I am aware that many of my fellow Peaks Geeks may disagree with my particular wording in the above, but in general, it synopsizes the “literal” part of the Twin Peaks storyline. Of course, that literal part is just the proverbial tip of the iceberg.
AGAIN, THIS BLOG POST WAS NOT TARGETED AT PEOPLE WHO ARE ALREADY FANS OF TWIN PEAKS BUT FOR THOSE PEOPLE WHO JUST SAMPLE A LITTLE OF THE SHOW THEN DISMISS IT AS NONSENSE.
Pingback: SEPTEMBER 2017’s BEST BLOG POSTS | Balladeer's Blog
Logged.
Wow, perfectly put! Loved the Kolchack reference.
Ha! Thank you!
Excellent! Lynch and Frost always called Twin Peaks a new Dark Shadows back then.
I know! Thanks!
I liked this! I don’t get how some people say Twin Peaks has no storyline.
Thanks! I know exactly how you feel!
Nice clarification. I never understood what was supposed to be happening on that show.
Thanks! No problem!
I miss this show!
So do I!
Nice way to look at Twin Peaks for novices.
Thank you.
Very good! People who say Twin Peaks doesn’t make sense aren’t paying attention.

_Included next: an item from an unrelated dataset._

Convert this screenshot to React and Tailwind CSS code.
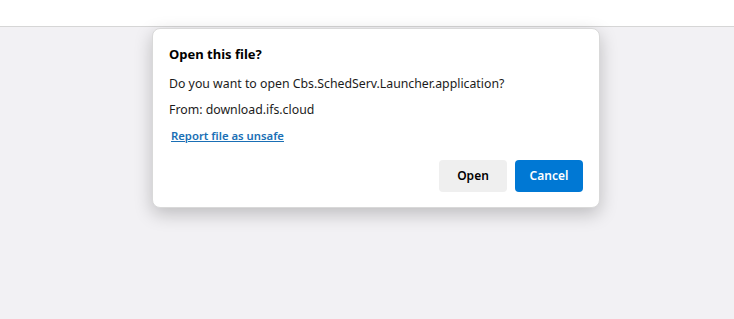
import React from 'react';

export default function App() {
  return (
    <div
      className="w-[734px] h-[319px] flex flex-col bg-[#f2f1f4] overflow-hidden"
      style={{ fontFamily: '"Noto Sans", "Open Sans", sans-serif' }}
    >
      <div className="h-[27px] bg-white border-b border-[#d6d6d6] shrink-0" />
      <div className="pl-[152px] pt-[1px]">
        <div className="w-[448px] h-[180px] bg-white rounded-[8px] border border-[#d9d9d9] shadow-[0_6px_18px_rgba(0,0,0,0.22)] px-[16px] pt-[16px] flex flex-col">
          <h1 className="text-[13px] font-bold text-black leading-[18px]">Open this file?</h1>
          <p className="mt-[12px] text-[12.3px] text-[#1b1b1b] leading-[18px]">
            Do you want to open Cbs.SchedServ.Launcher.application?
          </p>
          <p className="mt-[8px] text-[12.3px] text-[#1b1b1b] leading-[18px]">From: download.ifs.cloud</p>
          <a className="mt-[8px] ml-[2px] text-[11.3px] font-semibold text-[#1a6fb5] underline leading-[18px] self-start">
            Report file as unsafe
          </a>
          <div className="mt-[15px] flex justify-end gap-[8px]">
            <button className="w-[68px] h-[32px] rounded-[4px] bg-[#efefef] text-[12px] font-semibold text-black">
              Open
            </button>
            <button className="w-[68px] h-[32px] rounded-[4px] bg-[#0078d4] text-[12px] font-semibold text-white">
              Cancel
            </button>
          </div>
        </div>
      </div>
    </div>
  );
}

Thank you very much. I agree.
The Kolchak comparison made me smile!
Thanks! I can picture Kolchak’s voice-over narration regarding Laura: “Laura Palmer had the kind of beauty that could open many doors for her in life … unfortunately she chose to let it open a door behind which waited nothing but a violent death.”